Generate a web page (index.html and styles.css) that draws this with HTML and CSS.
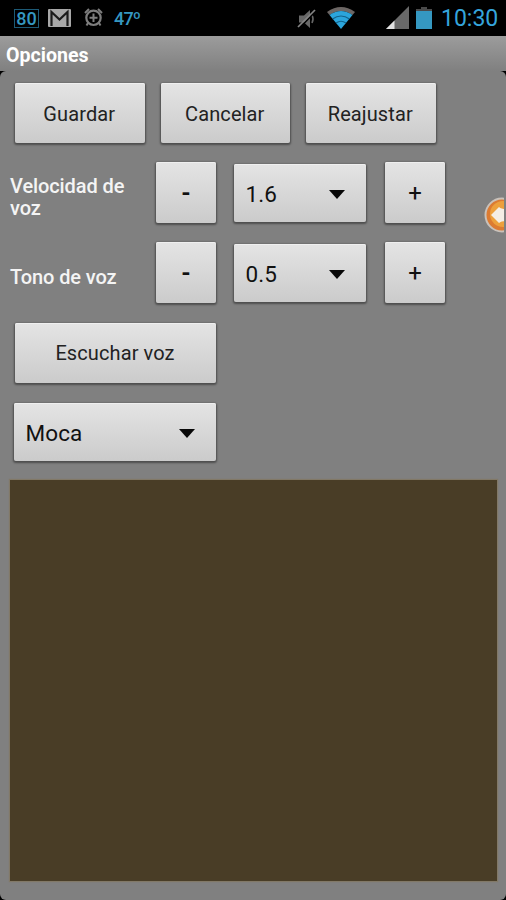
FILE: index.html
```html
<!DOCTYPE html>
<html lang="es">
<head>
<meta charset="UTF-8">
<meta name="viewport" content="width=device-width, initial-scale=1.0">
<title>Opciones</title>
<link rel="stylesheet" href="styles.css">
</head>
<body>
<div class="status-bar">
    <div class="status-left">
        <span class="battery-level">80</span>
        <svg class="mail-icon" width="23" height="18" viewBox="0 0 23 18">
            <rect width="23" height="18" rx="1" fill="#a8a8a8"/>
            <path d="M3.5 17V3L11.5 10.5L19.5 3V17" fill="none" stroke="#1c1c1c" stroke-width="2.2"/>
        </svg>
        <svg class="alarm-icon" width="19" height="19" viewBox="0 0 19 19" fill="none" stroke="#7d7d7d">
            <circle cx="9.5" cy="9.8" r="7.2" stroke-width="2.2"/>
            <path d="M1 5L5 1M14 1L18 5M4 15L2.5 17.5M15 15L16.5 17.5" stroke-width="2"/>
            <path d="M9.5 5.5V14M5.5 9.8H13.5" stroke-width="2"/>
        </svg>
        <span class="temperature">47º</span>
    </div>
    <div class="status-right">
        <svg class="mute-icon" width="20" height="20" viewBox="0 0 20 20">
            <path d="M2 6.5H7L13 1V19L7 13.5H2Z" fill="#686868"/>
            <path d="M15 6Q17 10 15 14" fill="none" stroke="#686868" stroke-width="1.6"/>
            <path d="M2.5 19L18.5 2.5" stroke="#000" stroke-width="1.6"/>
            <path d="M1 18L18 1" stroke="#858585" stroke-width="1.7"/>
        </svg>
        <svg class="wifi-icon" width="28" height="22" viewBox="0 0 28 22">
            <path d="M0 5Q14 -5 28 5L25.5 8Q14 0 2.5 8Z" fill="#6c6664"/>
            <path d="M2.5 8Q14 0 25.5 8L14 22Z" fill="#2ba5dc"/>
            <path d="M5.5 12Q14 6 22.5 12M9 16Q14 12.5 19 16" fill="none" stroke="#12628a" stroke-width="1.2"/>
        </svg>
        <svg class="signal-icon" width="23" height="23" viewBox="0 0 23 23">
            <path d="M23 0V23H0Z" fill="#696969"/>
            <path d="M8.5 14.5V23H0Z" fill="#e2e2e2"/>
        </svg>
        <svg class="battery-icon" width="16" height="22" viewBox="0 0 16 22">
            <path d="M5 0H11V2H16V5H0V2H5Z" fill="#4a4a4a"/>
            <rect y="4" width="16" height="18" fill="#3598c1"/>
        </svg>
        <span class="clock">10:30</span>
    </div>
</div>
<header>
    <h1>Opciones</h1>
</header>
<main>
    <div class="actions">
        <button type="button">Guardar</button>
        <button type="button">Cancelar</button>
        <button type="button">Reajustar</button>
    </div>
    <div class="setting">
        <span class="label">Velocidad de voz</span>
        <button type="button" class="step minus">-</button>
        <button type="button" class="select">1.6<span class="arrow"></span></button>
        <button type="button" class="step">+</button>
    </div>
    <div class="setting">
        <span class="label">Tono de voz</span>
        <button type="button" class="step minus">-</button>
        <button type="button" class="select">0.5<span class="arrow"></span></button>
        <button type="button" class="step">+</button>
    </div>
    <button type="button" class="listen">Escuchar voz</button>
    <button type="button" class="select color-select">Moca<span class="arrow"></span></button>
    <div class="color-preview"></div>
</main>
<!-- Floating handle that sticks out of the right edge -->
<svg class="side-handle" width="22" height="38" viewBox="0 0 22 38">
    <circle cx="18" cy="19" r="16.5" fill="#dc7b32" stroke="#c9c1ba" stroke-width="2"/>
    <circle cx="19" cy="18" r="13" fill="#eda03c"/>
    <path d="M7 19L15 11Q17 13 22 13V25Q17 25 15 27Z" fill="#f4eee5"/>
    <rect x="20" width="2" height="38" fill="#808080"/>
</svg>
</body>
</html>
```
FILE: styles.css
```css
html, body {
    margin: 0;
    padding: 0;
    width: 100%;
    height: 100%;
}
body {
    display: flex;
    flex-direction: column;
    position: relative;
    overflow: hidden;
    background-color: #000;
    font-family: Roboto, sans-serif;
}
.status-bar {
    display: flex;
    justify-content: space-between;
    height: 36px;
    flex-shrink: 0;
    color: #3598c1;
}
.status-left,
.status-right {
    display: flex;
    align-items: flex-start;
}
.status-left {
    padding-left: 14px;
}
.battery-level {
    box-sizing: border-box;
    width: 25px;
    height: 19px;
    margin-top: 9px;
    border: 1px solid #1d5a76;
    font-size: 18px;
    font-weight: 500;
    line-height: 18px;
    text-align: center;
}
.mail-icon {
    margin: 9px 0 0 9px;
}
.alarm-icon {
    margin: 8px 0 0 13px;
}
.temperature {
    margin: 8px 0 0 11px;
    font-size: 18px;
    font-weight: 500;
    line-height: 21px;
    letter-spacing: -0.8px;
}
.status-right {
    padding-right: 8px;
}
.mute-icon {
    margin: 9px 10px 0 0;
}
.wifi-icon {
    margin: 7px 31px 0 0;
}
.signal-icon {
    margin: 6px 7px 0 0;
}
.battery-icon {
    margin: 7px 9.5px 0 0;
}
.clock {
    width: 57px;
    margin-top: 6px;
    color: #35a5dc;
    font-size: 23px;
    line-height: 26px;
    white-space: nowrap;
}
header {
    height: 35px;
    flex-shrink: 0;
    background: linear-gradient(#9c9c9c, #808080);
}
h1 {
    margin: 0;
    padding: 8px 0 0 6px;
    color: #fff;
    font-size: 19.6px;
    font-weight: 700;
    line-height: 23px;
}
main {
    box-sizing: border-box;
    flex: 1;
    display: flex;
    flex-direction: column;
    align-items: flex-start;
    padding: 12px 9px 19px 10px;
    border-radius: 6px;
    background-color: #808080;
}
button {
    box-sizing: border-box;
    margin: 0;
    padding: 0;
    border: none;
    border-radius: 2px;
    background: linear-gradient(#e4e4e4, #cbcbcb);
    box-shadow: inset 0 1px 0 #efefef, 0 1px 2px 1px rgba(0, 0, 0, 0.4);
    color: #222;
    font-family: inherit;
    font-size: 20px;
    letter-spacing: 0.1px;
}
.actions {
    display: flex;
    gap: 16px;
    margin-left: 5px;
}
.actions button {
    width: 129.5px;
    height: 60px;
    padding: 1px 1px 0 0;
}
.setting {
    display: grid;
    grid-template-columns: 128px 60px 132px 61px;
    column-gap: 18px;
    align-items: center;
    height: 61px;
    margin-top: 19px;
}
.setting .step:last-child {
    margin-left: 1px;
}
.label {
    padding-top: 9px;
    color: #f4f4f4;
    font-size: 20px;
    font-weight: 500;
    line-height: 22px;
    letter-spacing: -0.1px;
}
.step {
    height: 61px;
    color: #111;
    font-size: 24px;
    letter-spacing: 0;
}
.minus {
    font-weight: 700;
}
.select {
    display: flex;
    align-items: center;
    justify-content: space-between;
    height: 58px;
    padding: 3px 21px 0 11.5px;
    color: #111;
    font-size: 22.5px;
}
.arrow {
    border: 8px solid transparent;
    border-top: 9px solid #080808;
    border-bottom: none;
}
.listen {
    width: 201px;
    height: 60px;
    margin: 20px 0 0 5px;
    padding-right: 1px;
}
.color-select {
    width: 202px;
    margin: 20px 0 0 4px;
    padding-top: 2px;
}
.color-preview {
    align-self: stretch;
    flex: 1;
    margin-top: 19px;
    background-color: #493d26;
    box-shadow: 0 0 1px 1px #827967;
}
.side-handle {
    position: absolute;
    top: 196px;
    right: 0;
}
```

——————

Work to be completed: All of the material above should be reproduced exactly, except the pictures.

Result of this exercise:
Generate a web page (index.html and styles.css) that draws this with HTML and CSS.
FILE: index.html
```html
<!DOCTYPE html>
<html lang="es">
<head>
<meta charset="UTF-8">
<meta name="viewport" content="width=device-width, initial-scale=1.0">
<title>Opciones</title>
<link rel="stylesheet" href="styles.css">
</head>
<body>
<div class="status-bar">
    <div class="status-left">
        <span class="battery-level">80</span>
        <svg class="mail-icon" width="23" height="18" viewBox="0 0 23 18">
            <rect width="23" height="18" rx="1" fill="#a8a8a8"/>
            <path d="M3.5 17V3L11.5 10.5L19.5 3V17" fill="none" stroke="#1c1c1c" stroke-width="2.2"/>
        </svg>
        <svg class="alarm-icon" width="19" height="19" viewBox="0 0 19 19" fill="none" stroke="#7d7d7d">
            <circle cx="9.5" cy="9.8" r="7.2" stroke-width="2.2"/>
            <path d="M1 5L5 1M14 1L18 5M4 15L2.5 17.5M15 15L16.5 17.5" stroke-width="2"/>
            <path d="M9.5 5.5V14M5.5 9.8H13.5" stroke-width="2"/>
        </svg>
        <span class="temperature">47º</span>
    </div>
    <div class="status-right">
        <svg class="mute-icon" width="20" height="20" viewBox="0 0 20 20">
            <path d="M2 6.5H7L13 1V19L7 13.5H2Z" fill="#686868"/>
            <path d="M15 6Q17 10 15 14" fill="none" stroke="#686868" stroke-width="1.6"/>
            <path d="M2.5 19L18.5 2.5" stroke="#000" stroke-width="1.6"/>
            <path d="M1 18L18 1" stroke="#858585" stroke-width="1.7"/>
        </svg>
        <svg class="wifi-icon" width="28" height="22" viewBox="0 0 28 22">
            <path d="M0 5Q14 -5 28 5L25.5 8Q14 0 2.5 8Z" fill="#6c6664"/>
            <path d="M2.5 8Q14 0 25.5 8L14 22Z" fill="#2ba5dc"/>
            <path d="M5.5 12Q14 6 22.5 12M9 16Q14 12.5 19 16" fill="none" stroke="#12628a" stroke-width="1.2"/>
        </svg>
        <svg class="signal-icon" width="23" height="23" viewBox="0 0 23 23">
            <path d="M23 0V23H0Z" fill="#696969"/>
            <path d="M8.5 14.5V23H0Z" fill="#e2e2e2"/>
        </svg>
        <svg class="battery-icon" width="16" height="22" viewBox="0 0 16 22">
            <path d="M5 0H11V2H16V5H0V2H5Z" fill="#4a4a4a"/>
            <rect y="4" width="16" height="18" fill="#3598c1"/>
        </svg>
        <span class="clock">10:30</span>
    </div>
</div>
<header>
    <h1>Opciones</h1>
</header>
<main>
    <div class="actions">
        <button type="button">Guardar</button>
        <button type="button">Cancelar</button>
        <button type="button">Reajustar</button>
    </div>
    <div class="setting">
        <span class="label">Velocidad de voz</span>
        <button type="button" class="step minus">-</button>
        <button type="button" class="select">1.6<span class="arrow"></span></button>
        <button type="button" class="step">+</button>
    </div>
    <div class="setting">
        <span class="label">Tono de voz</span>
        <button type="button" class="step minus">-</button>
        <button type="button" class="select">0.5<span class="arrow"></span></button>
        <button type="button" class="step">+</button>
    </div>
    <button type="button" class="listen">Escuchar voz</button>
    <button type="button" class="select color-select">Moca<span class="arrow"></span></button>
    <div class="color-preview"></div>
</main>
<!-- Floating handle that sticks out of the right edge -->
<svg class="side-handle" width="22" height="38" viewBox="0 0 22 38">
    <circle cx="18" cy="19" r="16.5" fill="#dc7b32" stroke="#c9c1ba" stroke-width="2"/>
    <circle cx="19" cy="18" r="13" fill="#eda03c"/>
    <path d="M7 19L15 11Q17 13 22 13V25Q17 25 15 27Z" fill="#f4eee5"/>
    <rect x="20" width="2" height="38" fill="#808080"/>
</svg>
</body>
</html>
```
FILE: styles.css
```css
html, body {
    margin: 0;
    padding: 0;
    width: 100%;
    height: 100%;
}
body {
    display: flex;
    flex-direction: column;
    position: relative;
    overflow: hidden;
    background-color: #000;
    font-family: Roboto, sans-serif;
}
.status-bar {
    display: flex;
    justify-content: space-between;
    height: 36px;
    flex-shrink: 0;
    color: #3598c1;
}
.status-left,
.status-right {
    display: flex;
    align-items: flex-start;
}
.status-left {
    padding-left: 14px;
}
.battery-level {
    box-sizing: border-box;
    width: 25px;
    height: 19px;
    margin-top: 9px;
    border: 1px solid #1d5a76;
    font-size: 18px;
    font-weight: 500;
    line-height: 18px;
    text-align: center;
}
.mail-icon {
    margin: 9px 0 0 9px;
}
.alarm-icon {
    margin: 8px 0 0 13px;
}
.temperature {
    margin: 8px 0 0 11px;
    font-size: 18px;
    font-weight: 500;
    line-height: 21px;
    letter-spacing: -0.8px;
}
.status-right {
    padding-right: 8px;
}
.mute-icon {
    margin: 9px 10px 0 0;
}
.wifi-icon {
    margin: 7px 31px 0 0;
}
.signal-icon {
    margin: 6px 7px 0 0;
}
.battery-icon {
    margin: 7px 9.5px 0 0;
}
.clock {
    width: 57px;
    margin-top: 6px;
    color: #35a5dc;
    font-size: 23px;
    line-height: 26px;
    white-space: nowrap;
}
header {
    height: 35px;
    flex-shrink: 0;
    background: linear-gradient(#9c9c9c, #808080);
}
h1 {
    margin: 0;
    padding: 8px 0 0 6px;
    color: #fff;
    font-size: 19.6px;
    font-weight: 700;
    line-height: 23px;
}
main {
    box-sizing: border-box;
    flex: 1;
    display: flex;
    flex-direction: column;
    align-items: flex-start;
    padding: 12px 9px 19px 10px;
    border-radius: 6px;
    background-color: #808080;
}
button {
    box-sizing: border-box;
    margin: 0;
    padding: 0;
    border: none;
    border-radius: 2px;
    background: linear-gradient(#e4e4e4, #cbcbcb);
    box-shadow: inset 0 1px 0 #efefef, 0 1px 2px 1px rgba(0, 0, 0, 0.4);
    color: #222;
    font-family: inherit;
    font-size: 20px;
    letter-spacing: 0.1px;
}
.actions {
    display: flex;
    gap: 16px;
    margin-left: 5px;
}
.actions button {
    width: 129.5px;
    height: 60px;
    padding: 1px 1px 0 0;
}
.setting {
    display: grid;
    grid-template-columns: 128px 60px 132px 61px;
    column-gap: 18px;
    align-items: center;
    height: 61px;
    margin-top: 19px;
}
.setting .step:last-child {
    margin-left: 1px;
}
.label {
    padding-top: 9px;
    color: #f4f4f4;
    font-size: 20px;
    font-weight: 500;
    line-height: 22px;
    letter-spacing: -0.1px;
}
.step {
    height: 61px;
    color: #111;
    font-size: 24px;
    letter-spacing: 0;
}
.minus {
    font-weight: 700;
}
.select {
    display: flex;
    align-items: center;
    justify-content: space-between;
    height: 58px;
    padding: 3px 21px 0 11.5px;
    color: #111;
    font-size: 22.5px;
}
.arrow {
    border: 8px solid transparent;
    border-top: 9px solid #080808;
    border-bottom: none;
}
.listen {
    width: 201px;
    height: 60px;
    margin: 20px 0 0 5px;
    padding-right: 1px;
}
.color-select {
    width: 202px;
    margin: 20px 0 0 4px;
    padding-top: 2px;
}
.color-preview {
    align-self: stretch;
    flex: 1;
    margin-top: 19px;
    background-color: #493d26;
    box-shadow: 0 0 1px 1px #827967;
}
.side-handle {
    position: absolute;
    top: 196px;
    right: 0;
}
```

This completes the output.